Репин - Игорь Эммануилович Грабарь
На это Репин отвечает:
«Из вашего же письма, Владимир Васильевич, ясно, что портрет ваш в шубе необходим.
Да, это — ваша зимняя пора, и кстати собираетесь ударить морозом в Дягилевскую К0. Отложите неделю — до той среды. Теперь мастерская починяется и, авось, она будет готова через неделю{378}.

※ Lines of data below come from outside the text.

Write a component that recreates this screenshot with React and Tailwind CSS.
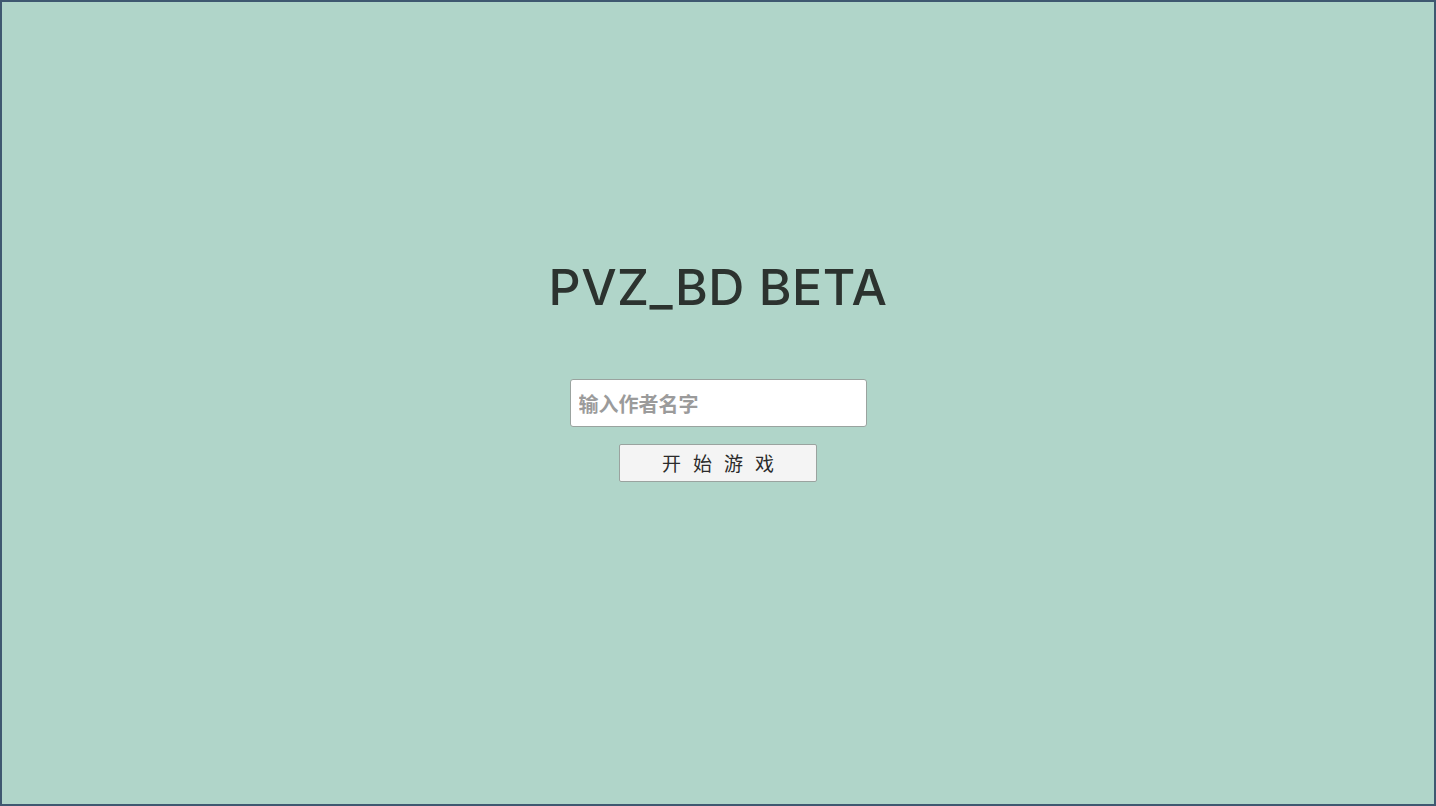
export default function App() {
    return (
        <div className="w-[1436px] h-[806px] bg-[#b0d5c9] border-2 border-[#3e5870] flex flex-col items-center font-['Noto_Sans','Noto_Sans_CJK_SC',sans-serif]">
            <h1 className="mt-[253px] text-[50px] leading-[64px] font-medium text-[#2c332f] font-[Inter,sans-serif] tracking-[0.5px]">
                PVZ_BD BETA
            </h1>
            <input
                type="text"
                placeholder="输入作者名字"
                className="mt-[60px] w-[297px] h-[48px] bg-white border border-[#9aa39f] rounded-[3px] px-[8px] text-[20px] font-bold text-[#333] placeholder:text-[#9b9b9b] outline-none font-['Noto_Sans_CJK_SC',sans-serif]"
            />
            <button className="mt-[17px] w-[198px] h-[38px] bg-[#f4f4f4] border border-[#9aa39f] rounded-[2px] text-[19px] text-[#2b2b2b] tracking-[12px] pl-[12px] font-['Noto_Sans_CJK_SC',sans-serif]">
                开始游戏
            </button>
        </div>
    );
}
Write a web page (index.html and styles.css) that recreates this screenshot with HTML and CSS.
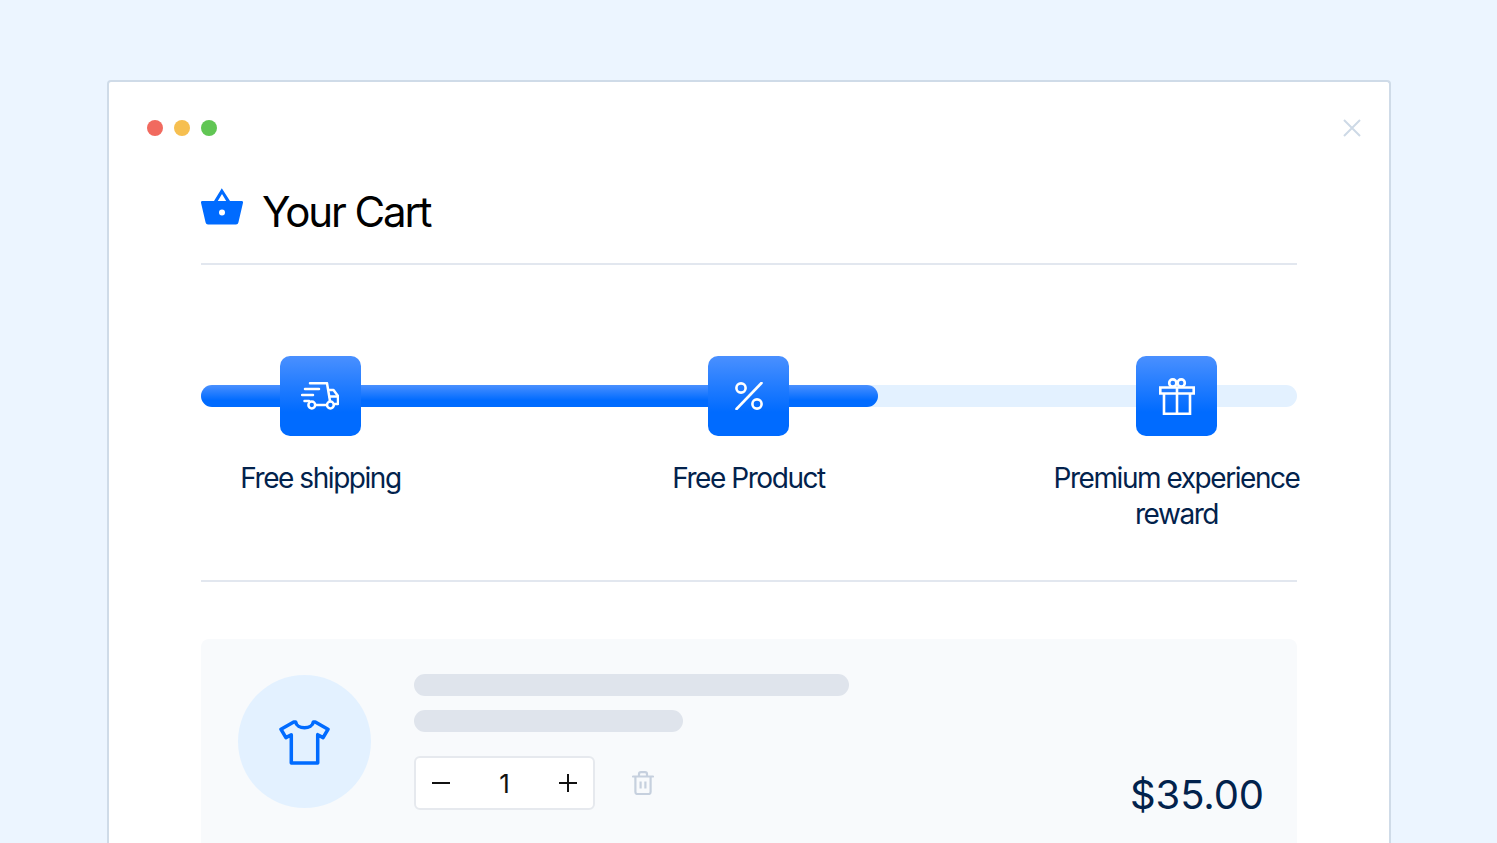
FILE: index.html
```html
<!DOCTYPE html>
<html lang="en">

<head>
  <meta charset="UTF-8">
  <title>Your Cart</title>
  <meta name="viewport" content="width=device-width, initial-scale=1.0">
  <link rel="stylesheet" href="styles.css">
</head>

<body>

  <div class="window">
    <div class="window-bar">
      <div class="dots">
        <span class="dot red"></span>
        <span class="dot yellow"></span>
        <span class="dot green"></span>
      </div>
      <svg class="close" width="20" height="20" viewBox="0 0 20 20">
        <path d="M2 2 L18 18 M18 2 L2 18" fill="none" stroke="#cdd9e6" stroke-width="2" />
      </svg>
    </div>

    <div class="content">
      <div class="cart-title">
        <svg width="42" height="37" viewBox="0 0 42 37">
          <path d="M20.8 .2 L29 13 H40.6 A1.3 1.3 0 0 1 42 14.8 L37.4 34.4 A2.6 2.6 0 0 1 35 36.4 H7 A2.6 2.6 0 0 1 4.6 34.4 L0 14.8 A1.3 1.3 0 0 1 1.4 13 H13 Z M21 6 L16.8 13 H25.2 Z" fill="#006bff" fill-rule="evenodd" />
          <circle cx="21" cy="24.4" r="3" fill="#fff" />
        </svg>
        <h1>Your Cart</h1>
      </div>

      <div class="rewards">
        <div class="track"><div class="track-fill"></div></div>

        <div class="step">
          <div class="step-icon">
            <svg class="truck" width="38" height="28" viewBox="0 0 38 28" fill="none" stroke="#fff" stroke-width="2.5" stroke-linecap="round" stroke-linejoin="round">
              <path d="M9 1.2 H26 L29 19" />
              <path d="M27.5 8 H32.5 L37 14 V22 H34" />
              <path d="M28.5 14.5 H37" />
              <path d="M24.5 23 H15.5" />
              <path d="M4 7 H18" />
              <path d="M1 13 H12" />
              <path d="M3.5 19 H8" />
              <circle cx="10.8" cy="23" r="3.4" />
              <circle cx="29.4" cy="23" r="3.4" />
            </svg>
          </div>
          <p class="step-label">Free shipping</p>
        </div>

        <div class="step">
          <div class="step-icon">
            <svg width="28" height="28" viewBox="0 0 28 28" fill="none" stroke="#fff" stroke-width="2.6" stroke-linecap="round">
              <path d="M26.5 1 L1.5 27" />
              <circle cx="6" cy="6" r="4.6" />
              <circle cx="22" cy="22" r="4.6" />
            </svg>
          </div>
          <p class="step-label">Free Product</p>
        </div>

        <div class="step">
          <div class="step-icon">
            <svg width="36" height="37" viewBox="0 0 36 37" fill="none" stroke="#fff" stroke-width="2.6">
              <path d="M1.3 9.5 H34.7 V15.5 H1.3 Z" />
              <path d="M5 15.5 V35.7 H31 V15.5" />
              <path d="M18 9.5 V35.7" />
              <circle cx="13.8" cy="5" r="3.6" />
              <circle cx="22.2" cy="5" r="3.6" />
            </svg>
          </div>
          <p class="step-label">Premium experience<br>reward</p>
        </div>
      </div>

      <div class="cart-item">
        <div class="item-thumb">
          <svg width="51" height="45" viewBox="0 0 52 46" fill="none" stroke="#006bff" stroke-width="3.6" stroke-linejoin="round">
            <path d="M17 2 C18 10 34 10 35 2 H37 L50 9.5 L45 18 L39.5 15 V44 H12.5 V15 L7 18 L2 9.5 L15 2 Z" />
          </svg>
        </div>

        <div class="item-info">
          <div class="bar bar-long"></div>
          <div class="bar bar-short"></div>
          <div class="item-actions">
            <div class="stepper">
              <svg width="18" height="18" viewBox="0 0 18 18"><path d="M0 9 H18" stroke="#111" stroke-width="2" /></svg>
              <span class="qty">1</span>
              <svg width="18" height="18" viewBox="0 0 18 18"><path d="M0 9 H18 M9 0 V18" stroke="#111" stroke-width="2" /></svg>
            </div>
            <svg class="trash" width="22" height="24" viewBox="0 0 22 24" fill="none" stroke="#c6d0de" stroke-width="2.2" stroke-linejoin="round">
              <path d="M1 5.5 H21" stroke-linecap="round" />
              <path d="M7 5 V3 Q7 1.2 9 1.2 H13 Q15 1.2 15 3 V5" />
              <path d="M3.4 5.5 V21 Q3.4 23 5.4 23 H16.6 Q18.6 23 18.6 21 V5.5" />
              <path d="M8.6 10.5 V17.5 M13.4 10.5 V17.5" />
            </svg>
          </div>
        </div>

        <div class="price">$35.00</div>
      </div>
    </div>
  </div>

</body>

</html>
```

FILE: styles.css
```css
body {
  margin: 0;
  background: #ecf5ff;
  height: 843px;
  overflow: hidden;
  font-family: Inter, "Liberation Sans", sans-serif;
}

.window {
  box-sizing: border-box;
  width: 1284px;
  height: 800px;
  margin: 80px 0 0 107px;
  padding: 0 92px 0 38px;
  background: #fff;
  border: 2px solid #cfdbe8;
  border-bottom: 0;
  border-radius: 4px 4px 0 0;
}

.window-bar {
  display: flex;
  justify-content: space-between;
  align-items: center;
  height: 92px;
  margin-right: -65px;
}

.dots {
  display: flex;
  gap: 11px;
}

.dot {
  width: 16px;
  height: 16px;
  border-radius: 50%;
}

.red {
  background: #f16a5f;
}

.yellow {
  background: #f6bf50;
}

.green {
  background: #61c654;
}

.content {
  width: 1096px;
  margin-left: 54px;
}

/* 标题 */
.cart-title {
  display: flex;
  align-items: center;
  gap: 19px;
  height: 89px;
  border-bottom: 2px solid #e2e7ef;
}

.cart-title svg {
  margin-top: -24px;
}

.cart-title h1 {
  margin: -15px 0 0;
  font-size: 42px;
  font-weight: 400;
  letter-spacing: -2.1px;
  color: #000;
}

/* 进度 */
.rewards {
  position: relative;
  display: flex;
  justify-content: space-between;
  height: 224px;
  padding: 91px 1px 0 0;
  margin-bottom: 57px;
  border-bottom: 2px solid #e2e7ef;
}

.track {
  position: absolute;
  top: 120px;
  left: 0;
  width: 100%;
  height: 22px;
  border-radius: 11px;
  background: #e3f1ff;
}

.track-fill {
  width: 677px;
  height: 100%;
  border-radius: 11px;
  background: linear-gradient(#4a90ff, #006bff 70%);
}

.step {
  position: relative;
  display: flex;
  flex-direction: column;
  align-items: center;
  width: 239px;
}

.step-icon {
  display: flex;
  justify-content: center;
  align-items: center;
  width: 81px;
  height: 80px;
  border-radius: 10px;
  background: linear-gradient(#4a90ff, #006bff 70%);
}

.truck {
  margin-left: -1px;
}

.step-label {
  flex: none;
  width: 280px;
  margin: 24px 0 0;
  font-size: 28px;
  line-height: 36px;
  letter-spacing: -1.45px;
  text-align: center;
  color: #02224c;
}

/* 商品 */
.cart-item {
  display: flex;
  height: 204px;
  padding: 35px 33px 0 36.5px;
  box-sizing: border-box;
  background: #f8fafc;
  border-radius: 8px 8px 0 0;
}

.item-thumb {
  display: flex;
  flex: none;
  justify-content: center;
  align-items: center;
  width: 133px;
  height: 133px;
  margin-top: 1px;
  border-radius: 50%;
  background: #e3f1ff;
}

.item-thumb svg {
  margin-top: 1px;
}

.item-info {
  display: flex;
  flex-direction: column;
  margin-left: 43.5px;
}

.bar {
  height: 22px;
  border-radius: 11px;
  background: #dfe4ec;
}

.bar-long {
  width: 435px;
  margin-bottom: 14px;
}

.bar-short {
  width: 269px;
  margin-bottom: 24px;
}

.item-actions {
  display: flex;
  align-items: center;
  gap: 37px;
}

.stepper {
  display: flex;
  justify-content: space-between;
  align-items: center;
  box-sizing: border-box;
  width: 181px;
  height: 54px;
  padding: 0 16px;
  background: #fff;
  border: 2px solid #e6e9ee;
  border-radius: 6px;
}

.qty {
  font-size: 26px;
  color: #111;
}

.price {
  margin: 93px 0 0 auto;
  font-size: 40px;
  font-weight: 400;
  line-height: 56px;
  letter-spacing: -0.1px;
  color: #02224c;
}
```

В то время Репин имел уже мастерскую в Академии художеств, специально для него оборудованную еще в 1894 г., но сгоревшую во время пожара, вспыхнувшего зимой 1899–1900 гг. Сеанс неоднократно откладывался и состоялся только в первых числах мая, когда портрет и был написан{379}. Это — известный портрет «Русского музея», широко проложенный, но несколько однообразный по живописи и излишне смазанный по форме.
К этим же годам относится ряд исключительно удавшихся женских портретов — акварельный Третьяковской галлереи, изображающий девушку с наклоненной головой в полутоне (1900 г.), масляный — Я. И. Репиной, под зонтиком, в шляпе, на солнце (1901 г.) и, наконец, А. П. Боткиной, сделанный разноцветными карандашами и пастелью (1901 г.). Последний, быть может, самый тонкий из женских портретов Репина вообще. Помимо удачной характеристики, он отличается неожиданным для Репина изяществом фактуры. Когда он появился на XXX передвижной выставке 1902 г. — с 1895 года Репин снова стал здесь выставлять, но уже только в качестве экспонента, не желая вступать в члены — представители самых левых, по тогдашней мерке, течений приветствовали его, как произведение, свидетельствовавшее о неувядаемой свежести и юности почти шестидесятилетнего мастера.
Не очень удались Репину портреты, писанные им с Леонида Андреева — в белой и красной рубахах. Первый — 1904 г., второй — 1905 г. Написанные этюдно и свободно, они не блещут характеристикой и как-то пустоваты.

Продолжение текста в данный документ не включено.